How to apply NOT to descrete data?
pengzhangzhi opened this issue · 3 comments
Hi! First of all, thank you so much for t he NOT! I am wondering how to use NOT in unpaired translation task for descrete data like text tokens. I guess the loss function should be changed. But I have no clue! Would you like to talk about it?
Thank you anyway for making the NOT available!
Best,
Zhangzhi
Hi, I do not see a straightforward way to apply the algorithm to discrete data such as tokens. However, it seems like one may work in the space of embeddings. In this case, NOT algorithm should be applicable "as-is" with l2-like cost functions.
Best,
Alex
Hi, Thank you Alex for the response. I am trying to apply this powerful tool to other data and facing obstacles. The training of NOT is similar to GAN. I find it really hard to converge for the T and f functions in my task. I successfully overfit the model on one sample. But when I scale up to two samples, the model does not converge. I am writing to ask if you have any ideas on how to train a NOT model in a new dataset. Any tricks or practical guidance would be much appreciated!
Hi.

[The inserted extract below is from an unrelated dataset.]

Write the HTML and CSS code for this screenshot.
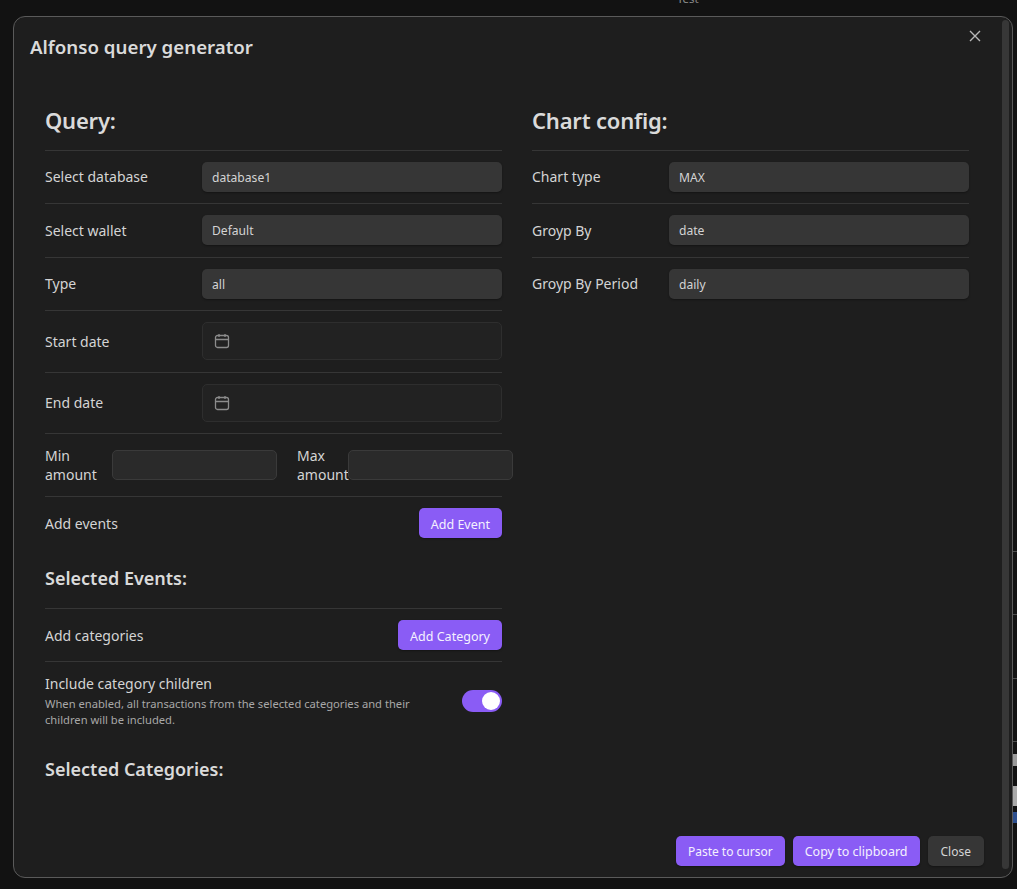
FILE: index.html
```html
<!DOCTYPE html>
<html lang="en">
<head>
<meta charset="UTF-8">
<meta name="viewport" content="width=device-width, initial-scale=1.0">
<title>Alfonso query generator</title>
<link rel="stylesheet" href="styles.css">
</head>
<body>
  <div class="backdrop-note">Test</div>

  <div class="side-bits">
    <span class="bit bit-line bit-line-1"></span>
    <span class="bit bit-line bit-line-2"></span>
    <span class="bit bit-line bit-line-3"></span>
    <span class="bit bit-line bit-line-4"></span>
    <span class="bit bit-letter"></span>
    <span class="bit bit-thumb"></span>
    <span class="bit bit-link"></span>
  </div>

  <div class="modal">
    <div class="scrollbar"></div>
    <button class="close-x" aria-label="Close">
      <svg width="14" height="14" viewBox="0 0 14 14"><path d="M2 2l10 10M12 2L2 12"/></svg>
    </button>

    <h1 class="modal-title">Alfonso query generator</h1>

    <div class="columns">
      <section class="column">
        <h2>Query:</h2>

        <div class="row row-select">
          <label class="row-name">Select database</label>
          <div class="select">database1</div>
        </div>
        <div class="row row-select">
          <label class="row-name">Select wallet</label>
          <div class="select">Default</div>
        </div>
        <div class="row row-select">
          <label class="row-name">Type</label>
          <div class="select">all</div>
        </div>
        <div class="row row-date">
          <label class="row-name">Start date</label>
          <div class="date-input">
            <svg width="16" height="16" viewBox="0 0 16 16"><rect x="1.5" y="2.5" width="13" height="12" rx="2"/><path d="M1.5 6.5h13M5 1v3M11 1v3"/></svg>
          </div>
        </div>
        <div class="row row-date">
          <label class="row-name">End date</label>
          <div class="date-input">
            <svg width="16" height="16" viewBox="0 0 16 16"><rect x="1.5" y="2.5" width="13" height="12" rx="2"/><path d="M1.5 6.5h13M5 1v3M11 1v3"/></svg>
          </div>
        </div>
        <div class="row row-amounts">
          <div class="amount amount-min">
            <label class="amount-name">Min amount</label>
            <div class="text-input"></div>
          </div>
          <div class="amount amount-max">
            <label class="amount-name">Max amount</label>
            <div class="text-input"></div>
          </div>
        </div>
        <div class="row row-button">
          <label class="row-name">Add events</label>
          <button class="btn btn-primary">Add Event</button>
        </div>

        <h3 class="sub-events">Selected Events:</h3>

        <div class="row row-button">
          <label class="row-name">Add categories</label>
          <button class="btn btn-primary">Add Category</button>
        </div>
        <div class="row row-toggle">
          <div class="toggle-text">
            <div class="row-name">Include category children</div>
            <div class="row-desc">When enabled, all transactions from the selected categories and their children will be included.</div>
          </div>
          <div class="toggle"><span class="toggle-knob"></span></div>
        </div>

        <h3 class="sub-categories">Selected Categories:</h3>
      </section>

      <section class="column column-chart">
        <h2>Chart config:</h2>

        <div class="row row-select">
          <label class="row-name">Chart type</label>
          <div class="select">MAX</div>
        </div>
        <div class="row row-select">
          <label class="row-name">Groyp By</label>
          <div class="select">date</div>
        </div>
        <div class="row row-select">
          <label class="row-name">Groyp By Period</label>
          <div class="select">daily</div>
        </div>
      </section>
    </div>

    <div class="modal-actions">
      <button class="btn btn-primary">Paste to cursor</button>
      <button class="btn btn-primary btn-copy">Copy to clipboard</button>
      <button class="btn btn-plain">Close</button>
    </div>
  </div>
</body>
</html>
```

FILE: styles.css
```css
* {
  box-sizing: border-box;
}
html, body {
  height: 100%;
}
body {
  margin: 0;
  padding: 16px 4px 11px 13px;
  background: #121212;
  color: #dadada;
  font-family: "Noto Sans", "Open Sans", sans-serif;
  overflow: hidden;
  position: relative;
}
.backdrop-note {
  position: absolute;
  top: -9px;
  left: 677px;
  font-size: 11.5px;
  color: #8a8a8a;
}
.side-bits .bit {
  position: absolute;
  right: 0;
  width: 4px;
}
.bit-line {
  height: 1px;
  background: #4c4c4c;
}
.bit-line-1 {
  top: 551px;
}
.bit-line-2 {
  top: 614px;
}
.bit-line-3 {
  top: 678px;
}
.bit-line-4 {
  top: 741px;
}
.bit-letter {
  top: 754px;
  height: 12px;
  background: #9a9a9a;
}
.bit-thumb {
  top: 786px;
  height: 20px;
  background: #aaa;
}
.bit-link {
  top: 812px;
  height: 11px;
  background: #2d4f8e;
}

.modal {
  position: relative;
  height: 100%;
  background: #1e1e1e;
  border: 1px solid #5a5a5a;
  border-radius: 12px;
  padding: 0 0 0 31px;
  overflow: hidden;
}
.scrollbar {
  position: absolute;
  top: 3px;
  right: 3px;
  bottom: 8px;
  width: 7px;
  background: #373737;
  border-radius: 4px;
}
.close-x {
  position: absolute;
  top: 11px;
  right: 28px;
  width: 18px;
  height: 16px;
  padding: 0;
  background: none;
  border: none;
  display: flex;
  align-items: center;
  justify-content: center;
}
.close-x svg {
  fill: none;
  stroke: #b8b8b8;
  stroke-width: 1.4;
}
.modal-title {
  margin: 0 0 0 -15px;
  padding-top: 16px;
  font-size: 18.7px;
  line-height: 28px;
  font-weight: 600;
  color: #dadada;
}

.columns {
  display: grid;
  grid-template-columns: 457px 437px;
  column-gap: 30px;
  margin-top: 42.6px;
}
h2 {
  margin: 0;
  font-size: 22px;
  line-height: 32px;
  font-weight: 600;
  color: #dadada;
  padding-bottom: 14px;
  letter-spacing: -0.2px;
}
h3 {
  margin: 0;
  font-size: 18px;
  line-height: 24px;
  font-weight: 600;
  color: #dadada;
}
.sub-events {
  padding: 17px 0 18px;
}
.sub-categories {
  padding: 29px 0 0;
}

.row {
  display: flex;
  align-items: center;
  border-top: 1px solid #363636;
}
.row-name, .amount-name {
  font-size: 14px;
  line-height: 19px;
  color: #d4d4d4;
}
.row-select {
  height: 53.5px;
}
.row-select .row-name {
  width: 157px;
  flex: none;
}
.column-chart .row-select .row-name {
  width: 137px;
}
.select {
  flex: 1;
  height: 30px;
  line-height: 31px;
  padding: 0 10px;
  font-size: 12.1px;
  color: #d4d4d4;
  background: #363636;
  border-radius: 5px;
  box-shadow: 0 1px 2px rgba(0, 0, 0, 0.35);
}
.row-date {
  height: 61.5px;
}
.row-date .row-name {
  width: 157px;
  flex: none;
}
.date-input {
  flex: 1;
  height: 38px;
  display: flex;
  align-items: center;
  padding-left: 11px;
  background: #222222;
  border: 1px solid #2e2e2e;
  border-radius: 5px;
}
.date-input svg {
  fill: none;
  stroke: #8c8c8c;
  stroke-width: 1.3;
}
.row-amounts {
  height: 63px;
}
.amount {
  display: flex;
  align-items: center;
}
.amount-min {
  width: 232px;
  flex: none;
}
.amount-max {
  flex: none;
  margin-left: 20px;
}
.amount-name {
  width: 67px;
  flex: none;
}
.amount-max .amount-name {
  width: 51px;
}
.text-input {
  width: 165px;
  height: 30px;
  background: #2a2a2a;
  border: 1px solid #3a3a3a;
  border-radius: 5px;
}
.row-button {
  height: 53px;
  justify-content: space-between;
}
.row-button .btn {
  padding-top: 2px;
}
.row-toggle {
  justify-content: space-between;
  padding-top: 12px;
}
.toggle-text {
  width: 380px;
}
.row-desc {
  margin-top: 3px;
  font-size: 11.2px;
  line-height: 16px;
  color: #a8a8a8;
}
.toggle {
  width: 40px;
  height: 22px;
  padding: 2px;
  display: flex;
  justify-content: flex-end;
  background: #8a5cf5;
  border-radius: 11px;
}
.toggle-knob {
  width: 18px;
  height: 18px;
  background: #fff;
  border-radius: 50%;
}

.btn {
  height: 30px;
  padding: 0 12px;
  border: none;
  border-radius: 5px;
  font-family: inherit;
  font-size: 12.5px;
  box-shadow: 0 1px 2px rgba(0, 0, 0, 0.35);
}
.btn-primary {
  background: #8a5cf5;
  color: #f4f1fe;
}
.btn-plain {
  background: #363636;
  color: #d4d4d4;
}
.modal-actions {
  position: absolute;
  right: 28px;
  bottom: 11px;
  display: flex;
  gap: 8px;
}
.modal-actions .btn {
  font-size: 12px;
}
.modal-actions .btn-copy {
  font-size: 12.5px;
}
.modal-actions .btn-plain {
  padding: 0 13px;
}
```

Doing many experiments over years, me and my colleagues found several things:
(1) Usually, doing much more iterations for transport map T than for D is better. In the paper, we used 10T/1f, but sometimes even 25T/1F or so works better. Overall, it seems to ok to "overfit" T for f.
(2) Sometimes, using beta1=0 in Adam for T and f really helps (this is not used in the repo).
(3) Schedulers are recommended (though no clear universal recipe here).
Also, if you consider weak optimal transport, it is better to use weak kernel costs that the weak quadratic cost.
https://github.com/iamalexkorotin/KernelNeuralOptimalTransport
Hope this helps!
Best,
Alex